Interface markup and scripts
+++

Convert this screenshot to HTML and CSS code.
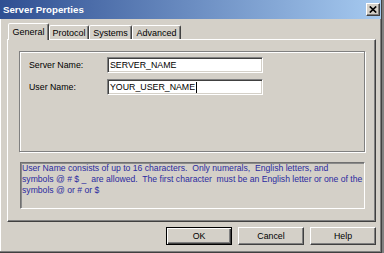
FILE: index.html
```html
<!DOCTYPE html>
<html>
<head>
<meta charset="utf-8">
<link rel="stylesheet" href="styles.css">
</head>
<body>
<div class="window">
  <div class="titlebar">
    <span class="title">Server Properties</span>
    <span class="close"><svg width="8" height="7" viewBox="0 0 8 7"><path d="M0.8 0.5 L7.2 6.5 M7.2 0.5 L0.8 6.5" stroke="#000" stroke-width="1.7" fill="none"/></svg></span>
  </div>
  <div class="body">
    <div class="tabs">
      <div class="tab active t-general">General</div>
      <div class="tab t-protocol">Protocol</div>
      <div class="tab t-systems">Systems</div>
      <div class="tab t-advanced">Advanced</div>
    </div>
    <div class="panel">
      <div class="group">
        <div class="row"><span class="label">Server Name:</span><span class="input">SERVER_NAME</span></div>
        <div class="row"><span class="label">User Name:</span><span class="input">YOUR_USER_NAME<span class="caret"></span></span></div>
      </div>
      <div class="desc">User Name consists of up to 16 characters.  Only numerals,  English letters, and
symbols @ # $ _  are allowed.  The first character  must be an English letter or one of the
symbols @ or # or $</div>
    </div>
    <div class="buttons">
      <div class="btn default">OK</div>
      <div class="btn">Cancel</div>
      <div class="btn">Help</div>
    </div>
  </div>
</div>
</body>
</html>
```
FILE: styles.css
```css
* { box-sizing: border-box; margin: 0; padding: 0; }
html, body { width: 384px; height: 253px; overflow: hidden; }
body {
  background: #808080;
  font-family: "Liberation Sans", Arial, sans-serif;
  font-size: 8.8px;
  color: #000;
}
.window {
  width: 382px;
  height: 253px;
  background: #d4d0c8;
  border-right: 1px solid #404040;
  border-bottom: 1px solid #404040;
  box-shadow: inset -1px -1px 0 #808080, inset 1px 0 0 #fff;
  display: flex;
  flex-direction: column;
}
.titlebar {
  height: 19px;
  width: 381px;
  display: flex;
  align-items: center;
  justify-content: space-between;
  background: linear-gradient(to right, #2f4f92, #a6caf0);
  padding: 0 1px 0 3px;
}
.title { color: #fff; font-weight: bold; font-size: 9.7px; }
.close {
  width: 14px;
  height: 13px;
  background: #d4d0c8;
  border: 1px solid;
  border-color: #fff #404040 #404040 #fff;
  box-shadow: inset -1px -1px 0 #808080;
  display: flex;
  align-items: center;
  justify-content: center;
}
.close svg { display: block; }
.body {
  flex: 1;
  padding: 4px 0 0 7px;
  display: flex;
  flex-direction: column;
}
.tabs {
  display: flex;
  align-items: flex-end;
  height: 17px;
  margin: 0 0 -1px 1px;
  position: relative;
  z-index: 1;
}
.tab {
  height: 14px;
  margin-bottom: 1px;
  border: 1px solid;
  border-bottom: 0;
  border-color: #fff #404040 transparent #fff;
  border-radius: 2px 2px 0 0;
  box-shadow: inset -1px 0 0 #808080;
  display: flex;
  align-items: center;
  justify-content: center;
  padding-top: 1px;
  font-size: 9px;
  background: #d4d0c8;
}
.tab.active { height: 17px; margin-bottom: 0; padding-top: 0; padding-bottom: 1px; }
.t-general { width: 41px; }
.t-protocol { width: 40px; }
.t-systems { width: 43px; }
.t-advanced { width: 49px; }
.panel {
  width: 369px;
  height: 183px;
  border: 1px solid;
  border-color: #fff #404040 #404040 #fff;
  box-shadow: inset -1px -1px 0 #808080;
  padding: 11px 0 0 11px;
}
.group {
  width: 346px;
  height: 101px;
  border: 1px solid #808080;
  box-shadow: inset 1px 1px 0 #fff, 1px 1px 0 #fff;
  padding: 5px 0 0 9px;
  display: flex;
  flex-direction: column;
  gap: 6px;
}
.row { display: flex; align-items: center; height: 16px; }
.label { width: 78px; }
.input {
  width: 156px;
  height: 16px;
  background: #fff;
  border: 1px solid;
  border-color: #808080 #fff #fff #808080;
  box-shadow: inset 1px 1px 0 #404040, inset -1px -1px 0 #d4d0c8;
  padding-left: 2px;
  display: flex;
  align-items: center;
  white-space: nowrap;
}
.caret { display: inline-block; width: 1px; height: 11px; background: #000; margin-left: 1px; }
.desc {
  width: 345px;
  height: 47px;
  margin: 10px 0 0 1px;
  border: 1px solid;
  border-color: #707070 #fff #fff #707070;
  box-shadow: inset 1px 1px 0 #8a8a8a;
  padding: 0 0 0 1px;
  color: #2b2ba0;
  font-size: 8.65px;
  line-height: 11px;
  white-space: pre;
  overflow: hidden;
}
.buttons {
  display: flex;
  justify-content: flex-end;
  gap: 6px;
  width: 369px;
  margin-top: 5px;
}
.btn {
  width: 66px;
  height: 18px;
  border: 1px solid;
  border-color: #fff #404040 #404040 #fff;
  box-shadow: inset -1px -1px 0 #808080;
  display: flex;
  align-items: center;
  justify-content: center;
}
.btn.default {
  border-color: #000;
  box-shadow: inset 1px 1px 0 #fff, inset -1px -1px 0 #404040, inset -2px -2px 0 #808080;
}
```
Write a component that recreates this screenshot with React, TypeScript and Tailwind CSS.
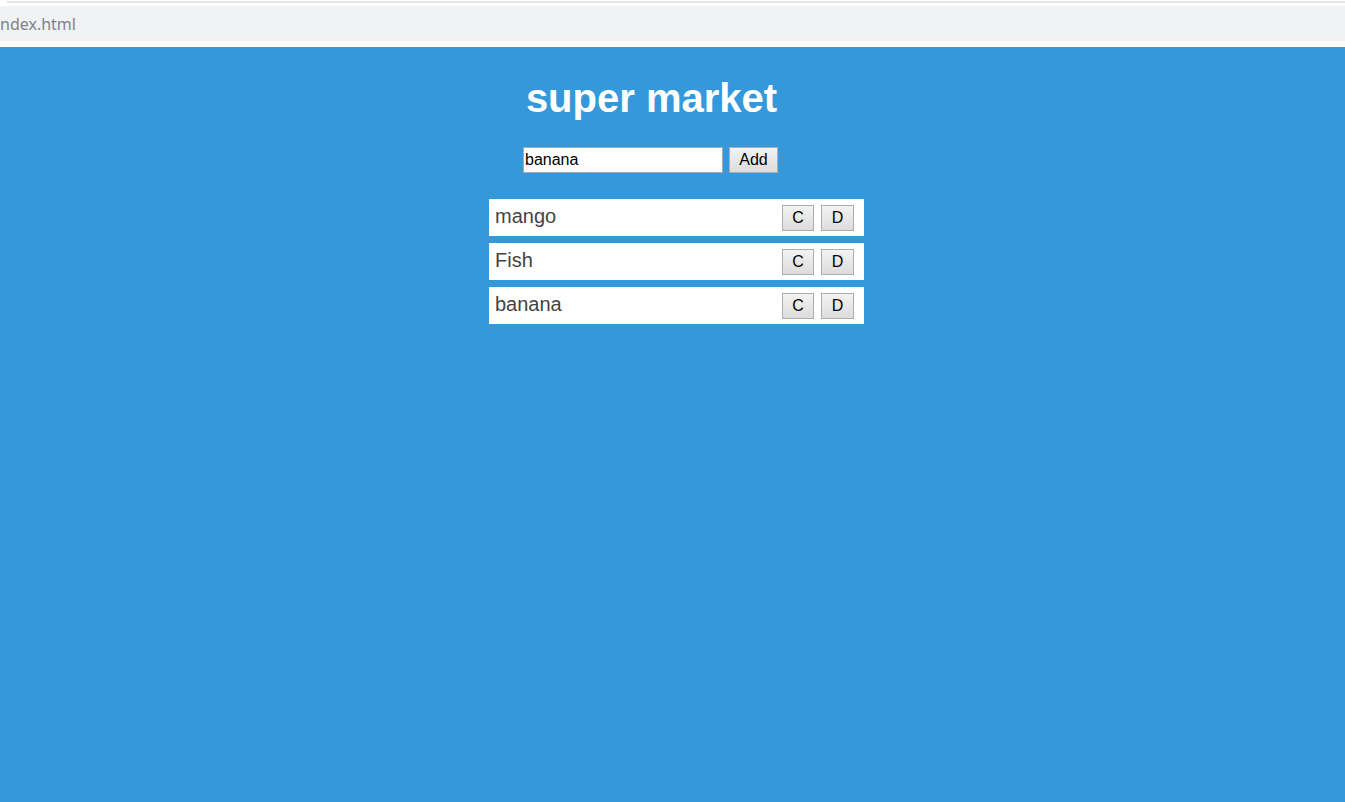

+++

* Directions for this task
Write out each line again precisely as it appears, skipping every picture.

* Response
Convert this screenshot to HTML and CSS code.
FILE: index.html
```html
<!DOCTYPE html>
<html>
<head>
<meta charset="utf-8">
<link rel="stylesheet" href="styles.css">
</head>
<body>
<div class="window">
  <div class="titlebar">
    <span class="title">Server Properties</span>
    <span class="close"><svg width="8" height="7" viewBox="0 0 8 7"><path d="M0.8 0.5 L7.2 6.5 M7.2 0.5 L0.8 6.5" stroke="#000" stroke-width="1.7" fill="none"/></svg></span>
  </div>
  <div class="body">
    <div class="tabs">
      <div class="tab active t-general">General</div>
      <div class="tab t-protocol">Protocol</div>
      <div class="tab t-systems">Systems</div>
      <div class="tab t-advanced">Advanced</div>
    </div>
    <div class="panel">
      <div class="group">
        <div class="row"><span class="label">Server Name:</span><span class="input">SERVER_NAME</span></div>
        <div class="row"><span class="label">User Name:</span><span class="input">YOUR_USER_NAME<span class="caret"></span></span></div>
      </div>
      <div class="desc">User Name consists of up to 16 characters.  Only numerals,  English letters, and
symbols @ # $ _  are allowed.  The first character  must be an English letter or one of the
symbols @ or # or $</div>
    </div>
    <div class="buttons">
      <div class="btn default">OK</div>
      <div class="btn">Cancel</div>
      <div class="btn">Help</div>
    </div>
  </div>
</div>
</body>
</html>
```
FILE: styles.css
```css
* { box-sizing: border-box; margin: 0; padding: 0; }
html, body { width: 384px; height: 253px; overflow: hidden; }
body {
  background: #808080;
  font-family: "Liberation Sans", Arial, sans-serif;
  font-size: 8.8px;
  color: #000;
}
.window {
  width: 382px;
  height: 253px;
  background: #d4d0c8;
  border-right: 1px solid #404040;
  border-bottom: 1px solid #404040;
  box-shadow: inset -1px -1px 0 #808080, inset 1px 0 0 #fff;
  display: flex;
  flex-direction: column;
}
.titlebar {
  height: 19px;
  width: 381px;
  display: flex;
  align-items: center;
  justify-content: space-between;
  background: linear-gradient(to right, #2f4f92, #a6caf0);
  padding: 0 1px 0 3px;
}
.title { color: #fff; font-weight: bold; font-size: 9.7px; }
.close {
  width: 14px;
  height: 13px;
  background: #d4d0c8;
  border: 1px solid;
  border-color: #fff #404040 #404040 #fff;
  box-shadow: inset -1px -1px 0 #808080;
  display: flex;
  align-items: center;
  justify-content: center;
}
.close svg { display: block; }
.body {
  flex: 1;
  padding: 4px 0 0 7px;
  display: flex;
  flex-direction: column;
}
.tabs {
  display: flex;
  align-items: flex-end;
  height: 17px;
  margin: 0 0 -1px 1px;
  position: relative;
  z-index: 1;
}
.tab {
  height: 14px;
  margin-bottom: 1px;
  border: 1px solid;
  border-bottom: 0;
  border-color: #fff #404040 transparent #fff;
  border-radius: 2px 2px 0 0;
  box-shadow: inset -1px 0 0 #808080;
  display: flex;
  align-items: center;
  justify-content: center;
  padding-top: 1px;
  font-size: 9px;
  background: #d4d0c8;
}
.tab.active { height: 17px; margin-bottom: 0; padding-top: 0; padding-bottom: 1px; }
.t-general { width: 41px; }
.t-protocol { width: 40px; }
.t-systems { width: 43px; }
.t-advanced { width: 49px; }
.panel {
  width: 369px;
  height: 183px;
  border: 1px solid;
  border-color: #fff #404040 #404040 #fff;
  box-shadow: inset -1px -1px 0 #808080;
  padding: 11px 0 0 11px;
}
.group {
  width: 346px;
  height: 101px;
  border: 1px solid #808080;
  box-shadow: inset 1px 1px 0 #fff, 1px 1px 0 #fff;
  padding: 5px 0 0 9px;
  display: flex;
  flex-direction: column;
  gap: 6px;
}
.row { display: flex; align-items: center; height: 16px; }
.label { width: 78px; }
.input {
  width: 156px;
  height: 16px;
  background: #fff;
  border: 1px solid;
  border-color: #808080 #fff #fff #808080;
  box-shadow: inset 1px 1px 0 #404040, inset -1px -1px 0 #d4d0c8;
  padding-left: 2px;
  display: flex;
  align-items: center;
  white-space: nowrap;
}
.caret { display: inline-block; width: 1px; height: 11px; background: #000; margin-left: 1px; }
.desc {
  width: 345px;
  height: 47px;
  margin: 10px 0 0 1px;
  border: 1px solid;
  border-color: #707070 #fff #fff #707070;
  box-shadow: inset 1px 1px 0 #8a8a8a;
  padding: 0 0 0 1px;
  color: #2b2ba0;
  font-size: 8.65px;
  line-height: 11px;
  white-space: pre;
  overflow: hidden;
}
.buttons {
  display: flex;
  justify-content: flex-end;
  gap: 6px;
  width: 369px;
  margin-top: 5px;
}
.btn {
  width: 66px;
  height: 18px;
  border: 1px solid;
  border-color: #fff #404040 #404040 #fff;
  box-shadow: inset -1px -1px 0 #808080;
  display: flex;
  align-items: center;
  justify-content: center;
}
.btn.default {
  border-color: #000;
  box-shadow: inset 1px 1px 0 #fff, inset -1px -1px 0 #404040, inset -2px -2px 0 #808080;
}
```
Write a component that recreates this screenshot with React, TypeScript and Tailwind CSS.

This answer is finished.